Il buon presidente in questione non mi pare sia intervenuto il 26 dicembre del 2014, quando Antonio Conte, allora allenatore della juve (scusatemi il minuscolo, ma non mi riesce di fare altrimenti) rispose come segue ad un giornalista che lo aveva più volte punzecchiato: «Lei deve fare il giornalista, non il tifoso. Mi rifiuto di parlare con lei. In curva deve andare» e poi se ne andò lasciando la conferenza stampa. Forse perché prendersela con Conte e la vecchia megera non era “salutare”?
Poi, sempre il suddetto presidente, si è messo l’aureola, la veste di Kaifa, ha impugnato il vincastro, ha riempito i polmoni ed ha sentenziato: “È il diritto all'informazione che ha la prevalenza su qualsiasi fatto, problema o antipatia personale con qualsiasi giornalista”.
Provo a suggerire a questa persona le seguenti domande.
Mai pensato, anche solo per un attimo, che questa frase avrebbe dovuto rivolgerla, se non altro, anche al suo protetto?
Non è che il primo a fregarsene del diritto d’informazione sia stato proprio il giornalista, ovvero colui che di questo diritto dovrebbe esserne paladino?
Spieghiamo perché pensiamo che il presidente dei giornalisti dovrebbe riflettere.
Se il giornalista in questione, una volta invitato ad allontanarsi, avesse per un attimo pensato al diritto d’informazione, che pare sia sacro più del diritto di pensiero, avrebbe pensato alla ventina di suoi colleghi che erano lì con lui e che, a differenza sua, non avevano avuto modo di offendere Gasperini.
Qualora se ne fosse andato, la conferenza stampa si sarebbe tenuta e il diritto d’informazione sarebbe stato garantito.
Invece no.

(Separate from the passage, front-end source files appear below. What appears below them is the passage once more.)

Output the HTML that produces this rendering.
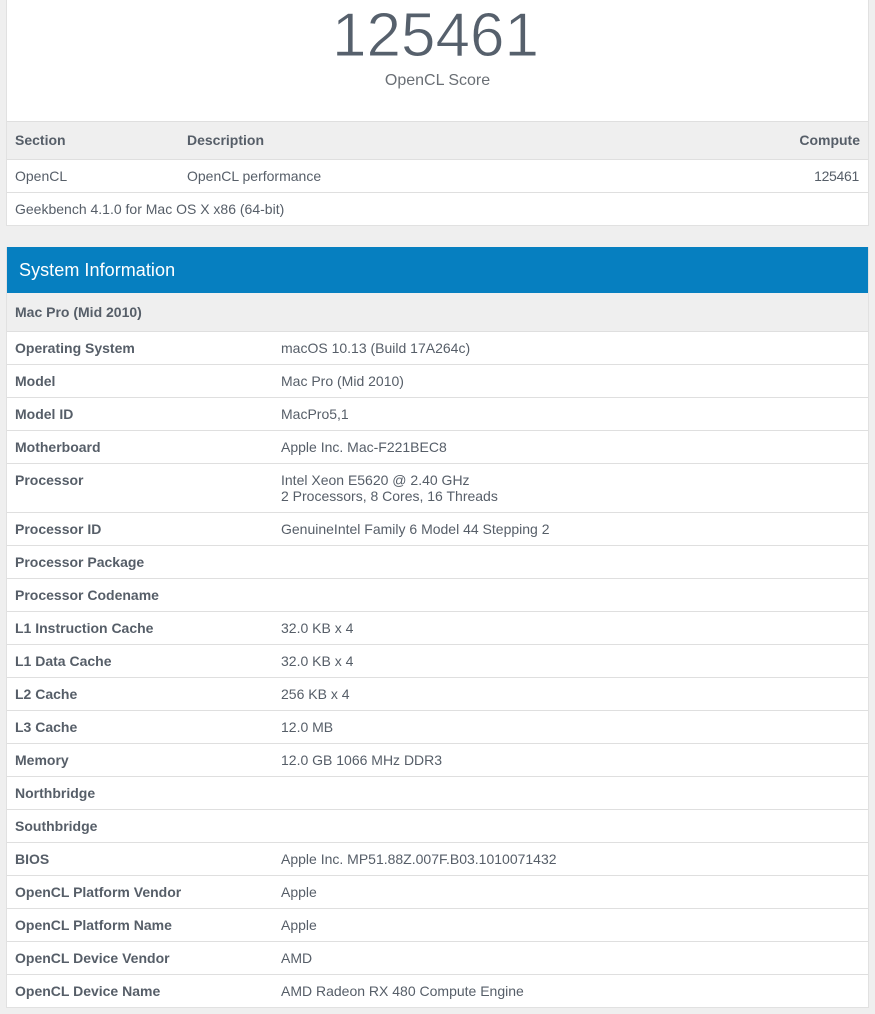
<!DOCTYPE html>
<html>
<head>
<meta charset="utf-8">
<style>
html,body{margin:0;padding:0;width:875px;height:1014px;overflow:hidden;background:#efefef;}
body{position:relative;font-family:"Liberation Sans",sans-serif;font-size:14px;color:#565e68;}
.a{position:absolute;}
.box{left:6px;width:861px;background:#fff;border:1px solid #e1e1e1;}
.l{position:absolute;left:7px;width:861px;height:1px;background:#dfdfdf;}
.t{position:absolute;white-space:nowrap;line-height:16px;}
.b{font-weight:bold;}
.k{left:15px;font-weight:bold;}
.v{left:281px;}
</style>
</head>
<body>
<div class="a box" style="top:-2px;height:226px;"></div>
<div class="a box" style="top:247px;height:759px;"></div>

<div class="t" style="left:-2px;width:875px;text-align:center;top:5px;font-size:62px;line-height:62px;color:#56606c;-webkit-text-stroke:0.9px #fff;">125461</div>
<div class="t" style="left:0;width:875px;text-align:center;top:73px;font-size:16px;color:#6a6f75;">OpenCL Score</div>

<div class="a" style="left:7px;top:122px;width:861px;height:37px;background:#efefef;"></div>
<div class="l" style="top:121px;"></div>
<div class="l" style="top:159px;"></div>
<div class="l" style="top:192px;"></div>
<div class="t b" style="left:15px;top:132px;">Section</div>
<div class="t b" style="left:187px;top:132px;">Description</div>
<div class="t b" style="right:15px;top:132px;">Compute</div>
<div class="t" style="left:15px;top:168px;">OpenCL</div>
<div class="t" style="left:187px;top:168px;">OpenCL performance</div>
<div class="t" style="right:16px;top:168px;letter-spacing:-0.3px;">125461</div>
<div class="t" style="left:15px;top:201px;">Geekbench 4.1.0 for Mac OS X x86 (64-bit)</div>

<div class="a" style="left:7px;top:247px;width:861px;height:46px;background:#067fc0;"></div>
<div class="t" style="left:19px;top:259px;font-size:18px;line-height:22px;color:#fff;letter-spacing:0.06px;">System Information</div>
<div class="a" style="left:7px;top:293px;width:861px;height:38px;background:#efefef;"></div>
<div class="t b" style="left:15px;top:304px;">Mac Pro (Mid 2010)</div>

<div class="l" style="top:331px;"></div>
<div class="l" style="top:364px;"></div>
<div class="l" style="top:397px;"></div>
<div class="l" style="top:430px;"></div>
<div class="l" style="top:463px;"></div>
<div class="l" style="top:512px;"></div>
<div class="l" style="top:545px;"></div>
<div class="l" style="top:578px;"></div>
<div class="l" style="top:611px;"></div>
<div class="l" style="top:644px;"></div>
<div class="l" style="top:677px;"></div>
<div class="l" style="top:710px;"></div>
<div class="l" style="top:743px;"></div>
<div class="l" style="top:776px;"></div>
<div class="l" style="top:809px;"></div>
<div class="l" style="top:842px;"></div>
<div class="l" style="top:875px;"></div>
<div class="l" style="top:908px;"></div>
<div class="l" style="top:941px;"></div>
<div class="l" style="top:974px;"></div>

<div class="t k" style="top:340px;">Operating System</div><div class="t v" style="top:340px;">macOS 10.13 (Build 17A264c)</div>
<div class="t k" style="top:373px;">Model</div><div class="t v" style="top:373px;">Mac Pro (Mid 2010)</div>
<div class="t k" style="top:406px;">Model ID</div><div class="t v" style="top:406px;">MacPro5,1</div>
<div class="t k" style="top:439px;">Motherboard</div><div class="t v" style="top:439px;">Apple Inc. Mac-F221BEC8</div>
<div class="t k" style="top:472px;">Processor</div><div class="t v" style="top:472px;">Intel Xeon E5620 @ 2.40 GHz</div><div class="t v" style="top:488px;">2 Processors, 8 Cores, 16 Threads</div>
<div class="t k" style="top:521px;">Processor ID</div><div class="t v" style="top:521px;">GenuineIntel Family 6 Model 44 Stepping 2</div>
<div class="t k" style="top:554px;">Processor Package</div>
<div class="t k" style="top:587px;">Processor Codename</div>
<div class="t k" style="top:620px;">L1 Instruction Cache</div><div class="t v" style="top:620px;">32.0 KB x 4</div>
<div class="t k" style="top:653px;">L1 Data Cache</div><div class="t v" style="top:653px;">32.0 KB x 4</div>
<div class="t k" style="top:686px;">L2 Cache</div><div class="t v" style="top:686px;">256 KB x 4</div>
<div class="t k" style="top:719px;">L3 Cache</div><div class="t v" style="top:719px;">12.0 MB</div>
<div class="t k" style="top:752px;">Memory</div><div class="t v" style="top:752px;">12.0 GB 1066 MHz DDR3</div>
<div class="t k" style="top:785px;">Northbridge</div>
<div class="t k" style="top:818px;">Southbridge</div>
<div class="t k" style="top:851px;">BIOS</div><div class="t v" style="top:851px;">Apple Inc. MP51.88Z.007F.B03.1010071432</div>
<div class="t k" style="top:884px;">OpenCL Platform Vendor</div><div class="t v" style="top:884px;">Apple</div>
<div class="t k" style="top:917px;">OpenCL Platform Name</div><div class="t v" style="top:917px;">Apple</div>
<div class="t k" style="top:950px;">OpenCL Device Vendor</div><div class="t v" style="top:950px;">AMD</div>
<div class="t k" style="top:983px;">OpenCL Device Name</div><div class="t v" style="top:983px;">AMD Radeon RX 480 Compute Engine</div>
</body>
</html>
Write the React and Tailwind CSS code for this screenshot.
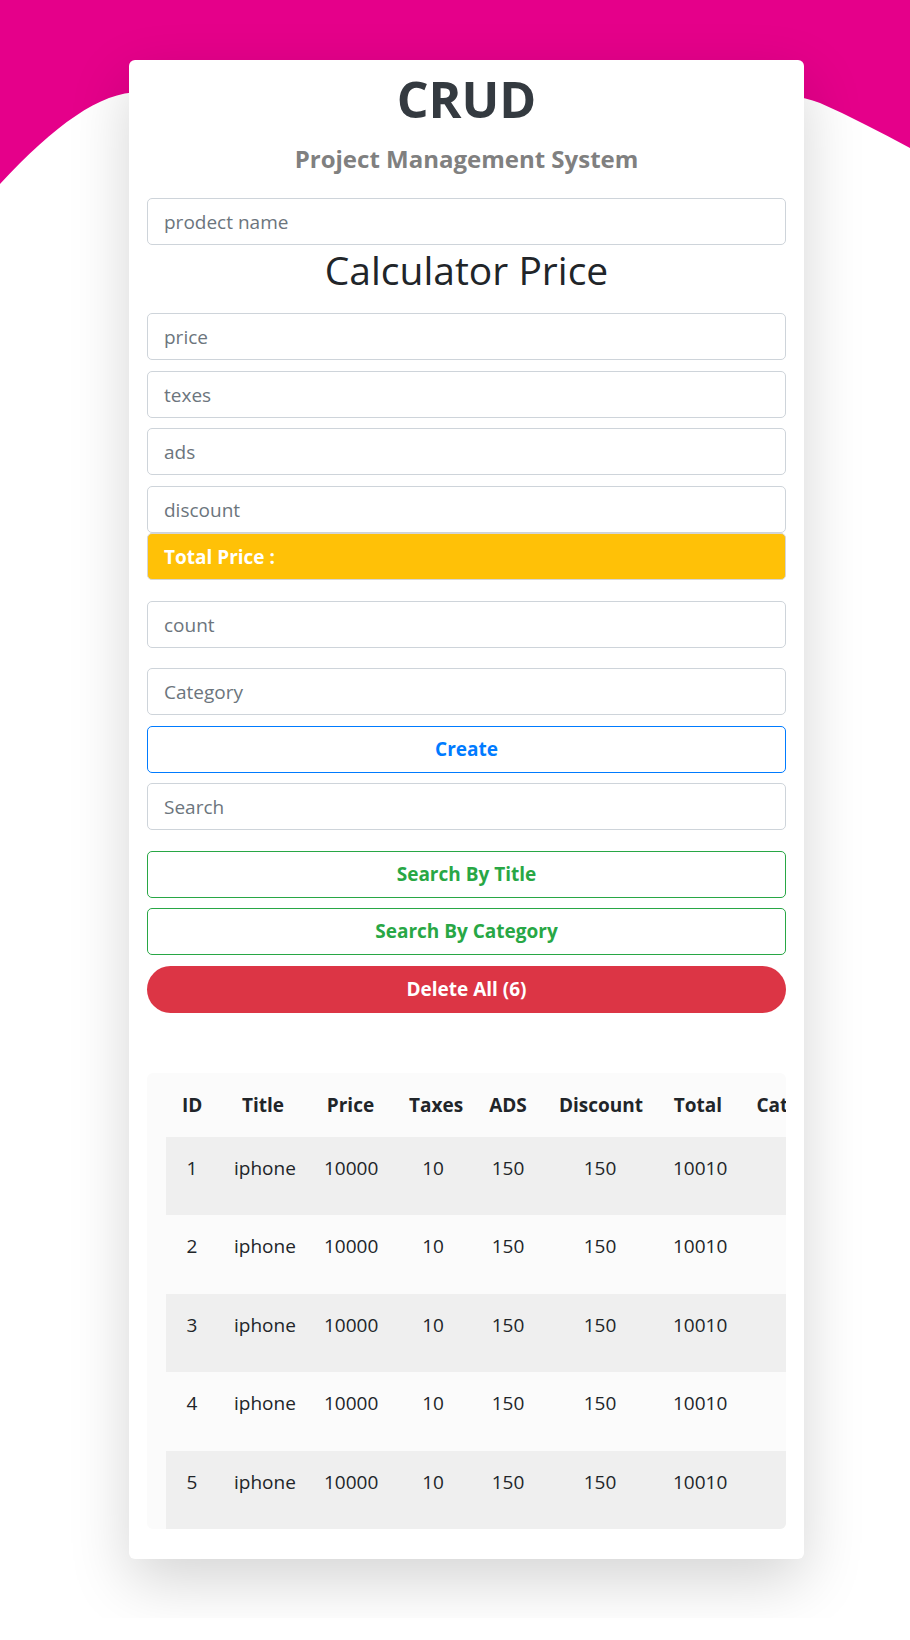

L’egocentrismo è stato messo davanti al diritto di informazione. Ma questo si fatica ad ammetterlo, se il peccatore in questione è un giornalista.
Meglio fare il capriccioso. Sfoderare il lasciapassare divino, lo scudo di Captain America, l’anello del potere di Lanterna Verde e vedere come va a finire.
Ultima domanda al presidente dell’associazione giornalisti.
Mai pensato, anche solo per un attimo, perché un professionista navigato sia arrivato ad una decisione così drastica e rischiosa?
Mai pensato che il giornalista possa averla fatta fuori dal vaso?
O forse i giornalisti possono farla fuori dal vaso, tanto c’è “il diritto d’informazione” a ripulire tutto. Anche l’anima.
In una situazione in cui hanno perso tutti, in cui hanno torto tutti, troviamo inopportuna la presa di posizione del presidente dell’associazione dei giornalisti lombardi.
Difendere nonostante tutto è una moda tutta italiota, che rimane aggrappata ad un cameratismo fuori tempo.
E la gente è stufa.
Nonostante quello che può pensare il presidente dell’associazione dei giornalisti lombardi, la gente valuta e giudica con la propria testa. Comunque.
E, soprattutto, sa come accedere all’informazione. Selezionando le fonti e senza bisogno di paladini che la difendano.
L’informazione è proprietà di chi ne usufruisce, non di chi la elargisce.